Jakarta, Guru Besar Hukum Bisnis Universitas Gadjah Mada (UGM) Prof Nindyo Pramono menyoroti aturan kewenangan penyidikan oleh Otoritas Jasa Keuangan (OJK).
Menurutnya, dengan keluarnya UU PSK, berarti pembentuk UU ingin memberikan justifikasi penguatan kewenangan OJK sebagai penyidik tunggal terkait dengan tindak pidana di sektor jasa keuangan.
“Dengan demikian penyidik OJK adalah penyidik sah menurut UU PSK jo UU OJK. Penyidik OJK berarti tidak tunduk pada Pasal 6 (1) KUHAP,” tegas Prof Nindyo, hari ini.
Namun, kata dia, jika di praktekkan akan bisa terjadi ketidakharmonisan norma antara UU PSK vs KUHAP dan UU Kepolisian.

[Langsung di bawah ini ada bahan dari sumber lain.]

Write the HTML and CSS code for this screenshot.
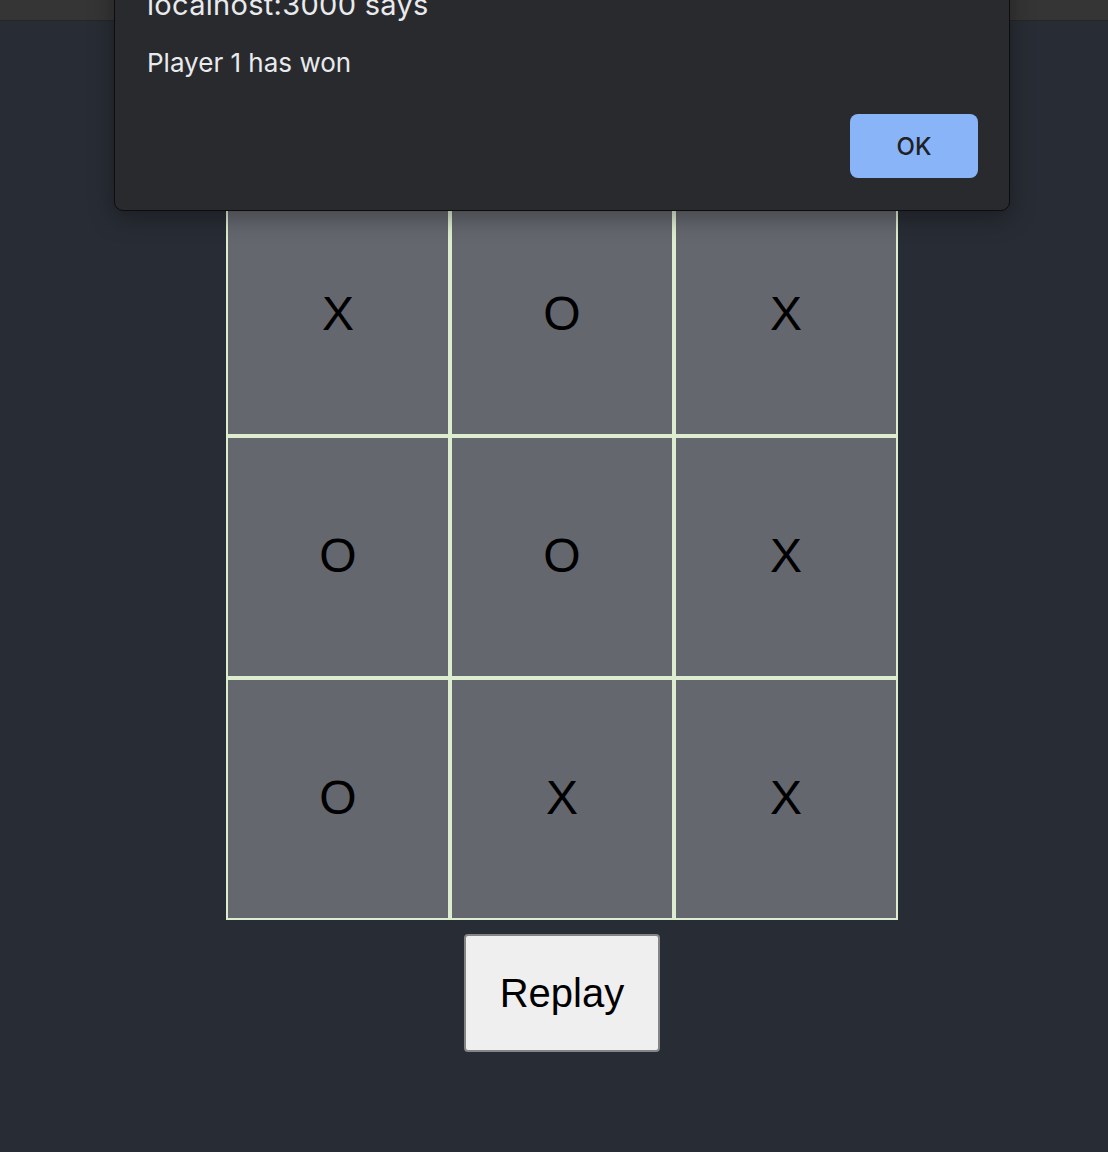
FILE: index.html
```html
<!DOCTYPE html>
<html>
<head>
<meta charset="utf-8">
<title>Tic Tac Toe</title>
<link rel="stylesheet" href="styles.css">
</head>
<body>
<div class="topbar"></div>
<main class="app">
  <div class="board">
    <div class="cell">X</div>
    <div class="cell">O</div>
    <div class="cell">X</div>
    <div class="cell">O</div>
    <div class="cell">O</div>
    <div class="cell">X</div>
    <div class="cell">O</div>
    <div class="cell">X</div>
    <div class="cell">X</div>
  </div>
  <button class="replay">Replay</button>
</main>
<div class="dialog">
  <div class="dialog-title">localhost:3000 says</div>
  <div class="dialog-msg">Player 1 has won</div>
  <div class="dialog-actions">
    <button class="ok">OK</button>
  </div>
</div>
</body>
</html>
```
FILE: styles.css
```css
html, body {
  margin: 0;
  padding: 0;
  background: #282c34;
  height: 100%;
}
body {
  font-family: "Liberation Sans", Arial, sans-serif;
  position: relative;
  overflow: hidden;
}
.topbar {
  height: 20px;
  background: #353535;
  border-bottom: 1px solid #262626;
}
.app {
  display: flex;
  flex-direction: column;
  align-items: center;
  padding-left: 16px;
  padding-top: 173px;
}
.board {
  display: grid;
  grid-template-columns: repeat(3, 224px);
  grid-template-rows: repeat(3, 242px);
}
.cell {
  box-sizing: border-box;
  border: 2px solid #deedcf;
  background: #65676f;
  display: flex;
  align-items: center;
  justify-content: center;
  font-size: 48px;
  color: #000;
  padding-bottom: 4px;
}
.replay {
  margin-top: 14px;
  width: 196px;
  height: 118px;
  box-sizing: border-box;
  background: #efefef;
  border: 2px solid #858585;
  border-radius: 4px;
  font-family: "Liberation Sans", Arial, sans-serif;
  font-size: 40px;
  color: #000;
  padding: 0;
}
.dialog {
  position: absolute;
  left: 114px;
  top: -40px;
  width: 896px;
  height: 251px;
  box-sizing: border-box;
  background: #292a2d;
  border: 1px solid #0d0d0e;
  border-radius: 0 0 9px 9px;
  box-shadow: 0 6px 24px rgba(0, 0, 0, 0.35);
  font-family: Inter, "Noto Sans", sans-serif;
  color: #e8eaed;
  padding: 0 31px 0 32px;
}
.dialog-title {
  font-size: 29px;
  line-height: 34px;
  margin-top: 27px;
  letter-spacing: 0.3px;
}
.dialog-msg {
  font-size: 26px;
  line-height: 32px;
  margin-top: 25px;
}
.dialog-actions {
  display: flex;
  justify-content: flex-end;
  margin-top: 35px;
}
.ok {
  width: 128px;
  height: 64px;
  border: none;
  border-radius: 8px;
  background: #8ab4f8;
  color: #202124;
  font-family: Inter, "Noto Sans", sans-serif;
  font-size: 24px;
  font-weight: 500;
  padding: 0;
}
```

Misalnya, dalam pasal 14(4) UU Kepolisian yang menyebut bahwa penyidik Polisi itu punya wewenang menyidik semua tindak pidana sesuai di hukum acara pidana dan perundangan lain.
“Perundangan lain kan bisa termasuk perundangan di sektor jasa keuangan. Sementara UU PSK jo UU OJK menentukan penyidik OJK adalah penyidik tunggalnya. Disini terjadi konflik norma,” tuturnya.
Harusnya, lanjut Prof Nindyo, berlaku asas lex specialis derogat legi generali dan lex posteriori derogat legi priori. Namun di praktek predeksi nya penerapan asas ini tidak mudah.
“Sudah ada contoh tarik menarik antara UU privat dilingkup BUMN, UUPT, UUPerbankan, UU Pasar Modal, Dana Pensiun dll vs UU TIPIKOR, UUKN, UU BPK, UU Perbendaharaan Negara, UU Pemerintahan Bersih Bebas KKN, tidak selesai sampai sekarang. Kita tunggu saja di pelaksanaannya nanti,” jelasnya.
Kendati demikian, kata dia, tetap berpikir positif tentu UUPSK ini memiliki niatan yang baik untuk kepentingan bangsa dan negara ke depan.
“Tentang siapa yang akan ngawasi OJK, disitu diatur adanya Badan Supervisi yang akan membantu fungsi Pengawasan yang menjadi wewenang DPR,” pungkasnya.